Monday, August 18, 2014

forces - Mathematical Reasoning for Fluid Pressure as a Scalar


This question from a while ago and answers/comments to this question from earlier today both make heavy mention of the fact that fluid pressure is a scalar. Although this information was surprising to me, it makes sense intuitively, especially when considering Pascal's Principle and liquid depth pressure. However, I struggle when thinking about the mathematical reasons why pressure is a scalar, and the answers to the first question linked either appealed to intuition, seemed contentious, or unsatisfying.


My confusion comes from the fact that pressure is often defined at the high school/undergrad level as $$P\equiv \frac{F}{A}$$ where this not just a relationship, but often presented as the equation definition of pressure. Force is a vector, and I had assumed that area was a scalar. Therefore, I had always figured this was a scalar multiplication problem, and the product would also be a vector. Now that I know that pressure is a scalar, I just can't see how you would get a scalar for pressure out of this relationship. I see two possibilities:


1) For reasons I don't currently understand, area is treated as a vector in continuum physics. As a result, some type of vector algebra must be applied to divide a vector by another vector in order to yield a scalar. If this is the case, I would like to see at least a framework for this math in the answer.


2) If possibility 1 is not the case, then the other possibility in my mind is that $P=\frac{F}{A}$ is not truly the definition of pressure, and there exists some more basic definition for pressure that would explain its scalar nature.


Are either of these explanations correct, or is there a third possibility that I have not considered?


I've tried to make this a substantially different question than either of the other two questions that I've linked to, but if that does not appear to be the case, please let me know.



Answer




I would say pressure is better defined by $$ \vec{F} = P \vec{A}. $$ Yes, we are defining a quantity without having it all alone on the left-hand side. And yes, area is a vector. And as you guessed trying to divide one vector by another leads to trouble, so we won't do it.


Let me explain where this comes from and what it is shorthand for. In continuum mechanics we are often interested in flows of some quantity or another. In particular, we might want to consider flows of momentum, where these flows can go in any direction.
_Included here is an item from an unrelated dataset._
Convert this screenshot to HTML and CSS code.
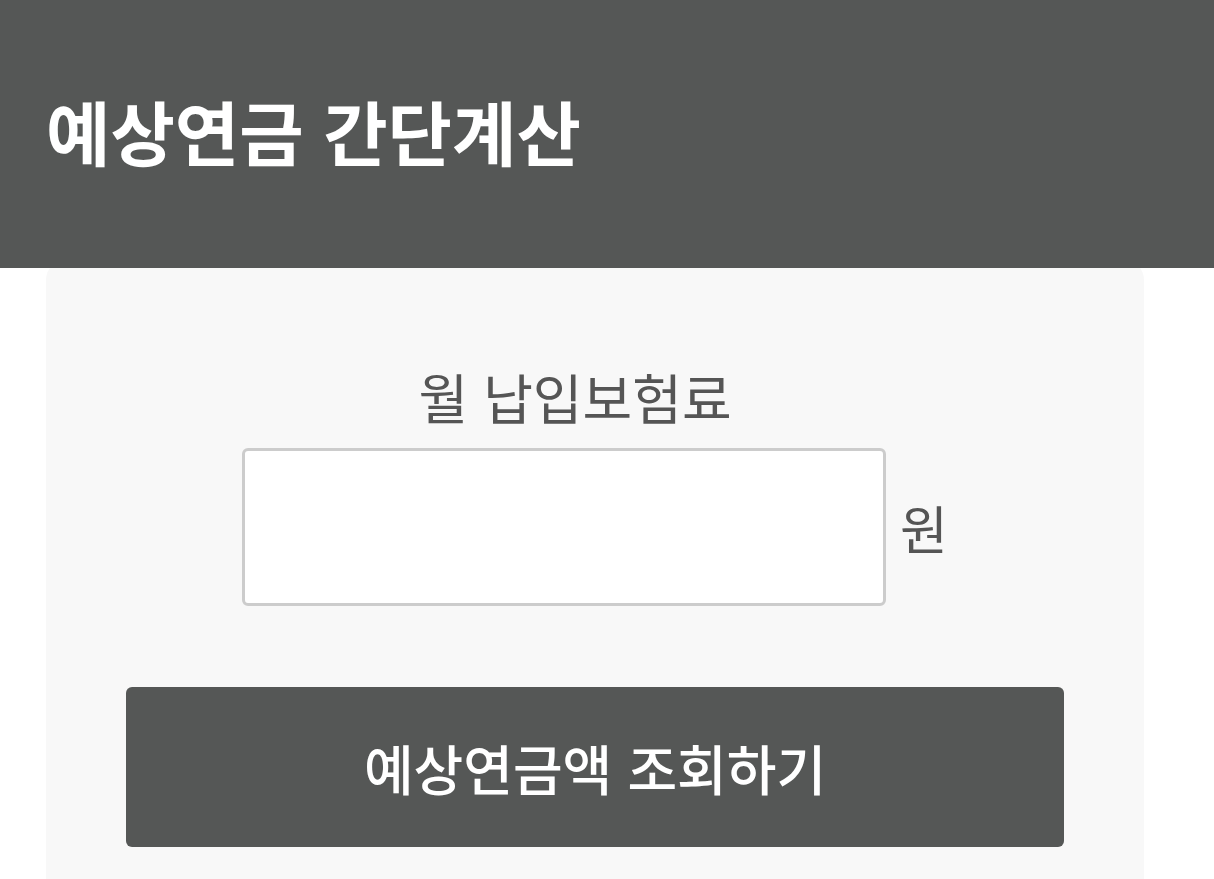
FILE: index.html
```html
<!DOCTYPE html>
<html lang="ko">
<head>
    <meta charset="UTF-8">
    <meta name="viewport" content="width=device-width, initial-scale=1.0">
    <title>예상연금 간단계산</title>
    <link rel="stylesheet" href="styles.css">
</head>
<body>

    <!-- 상단 제목 -->
    <header class="top-bar">
        <h1>예상연금 간단계산</h1>
    </header>

    <!-- 계산 영역 -->
    <div class="calc-box">
        <label class="calc-label" for="premium">월 납입보험료</label>
        <div class="input-row">
            <input type="text" id="premium" class="calc-input">
            <span class="unit">원</span>
        </div>
        <button class="calc-btn">예상연금액 조회하기</button>
    </div>

</body>
</html>
```

FILE: styles.css
```css
body {
    font-family: "Noto Sans CJK KR", "Noto Sans", sans-serif;
    background-color: #fff;
    margin: 0;
    padding: 0;
}

.top-bar {
    position: relative;
    z-index: 1;
    background-color: #555756;
    height: 268px;
    padding: 0 46px;
    box-sizing: border-box;
    display: flex;
    align-items: center;
}

.top-bar h1 {
    margin: 0 0 8px 0;
    color: #fff;
    font-size: 70px;
    font-weight: 700;
}

.calc-box {
    width: 1098px;
    margin: -8px 0 0 46px;
    padding: 102px 80px 60px;
    background-color: #f8f8f8;
    border-radius: 20px;
    display: flex;
    flex-direction: column;
    align-items: center;
    min-height: 700px;
    box-sizing: border-box;
}

.calc-label {
    font-size: 54px;
    line-height: 70px;
    color: #555;
    margin-right: 40px;
}

.input-row {
    display: flex;
    align-items: center;
    gap: 14px;
    margin-top: 16px;
}

.calc-input {
    width: 644px;
    height: 158px;
    box-sizing: border-box;
    border: 3px solid #ccc;
    border-radius: 6px;
    background-color: #fff;
    font-size: 48px;
    padding: 0 20px;
}

.unit {
    font-size: 52px;
    color: #555;
}

.calc-btn {
    margin-top: 81px;
    width: 100%;
    height: 160px;
    border: none;
    border-radius: 6px;
    background-color: #555756;
    color: #fff;
    font-family: inherit;
    font-size: 54px;
    font-weight: 500;
    cursor: pointer;
}
```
Let's work in Cartesian coordinates for simplicity. Then one can imagine $x$-, $y$-, or $z$-momentum flowing in the $x$-, $y$-, or $z$-direction, where the two coordinates are chosen independently. That is, there can be $x$-momentum moving in the $x$-direction, or it can be moving in the $y$-direction, or whatever. The rate of flow of $i$-momentum ($i$ being $x$, $y$, or $z$) per unit area in the $j$-direction is the $ij$-component of the stress tensor $T$: $T_{ij}$. And the time-rate-of-change of momentum is just another way of saying "force."1


The way this tensor works is you choose a vector area $\vec{A}$. This is a vector with magnitude given by the same scalar everyone is familiar with, and also with direction given by the direction orthogonal to the surface. The application of $T$ to $\vec{A}$ gives another vector,2 which is the force acting on the surface with area $\vec{A}$.


Now stress tensors appear in all sorts of places in physics, but they all behave similarly. In particular, their diagonal components are things like the $x$-force in the $x$-direction, which is your intuition for pressure: it directly pushes on things, as opposed to dragging them like shear. In fact, the off-diagonal elements are the shear forces per unit area.


In an isotropic medium, like a well-behaved fluid, the diagonal elements are in fact all the same: "$x$-pressure" is identical to "$y$-pressure." Call these values $P$. In the absence of shear, the stress tensor has a particularly simple representation: $$ T = \begin{pmatrix} P & 0 & 0 \\ 0 & P & 0 \\ 0 & 0 & P \end{pmatrix}. $$ Then clearly for any area $\vec{A}$ we have $\vec{F} = T \vec{A} = P \vec{A}$.




1Many treatments would just omit the whole talk of momentum I gave and express everything up to now as forces (per unit area). But the momentum way of looking at things works particularly well for generalizing the 3-dimensional stress tensor to the 4-dimensional stress-energy tensor used in relativity, and this is my field of study. Just thinking of forces rather than changes in momentum over time might work better in statics problem (there is still momentum flow, but it's hard to visualize since "nothing" is moving).


2If you are not familiar with tensor manipulations, it suffices here to think of the components $T_{ij}$ arranged as a matrix, and to think of the components $A_j$ arranged in a column vector. Then matrix multiplication tells you the components of the column vector $T \vec{A}$ are $F_i = T_{ij} A_j$ (summing over repeated indices).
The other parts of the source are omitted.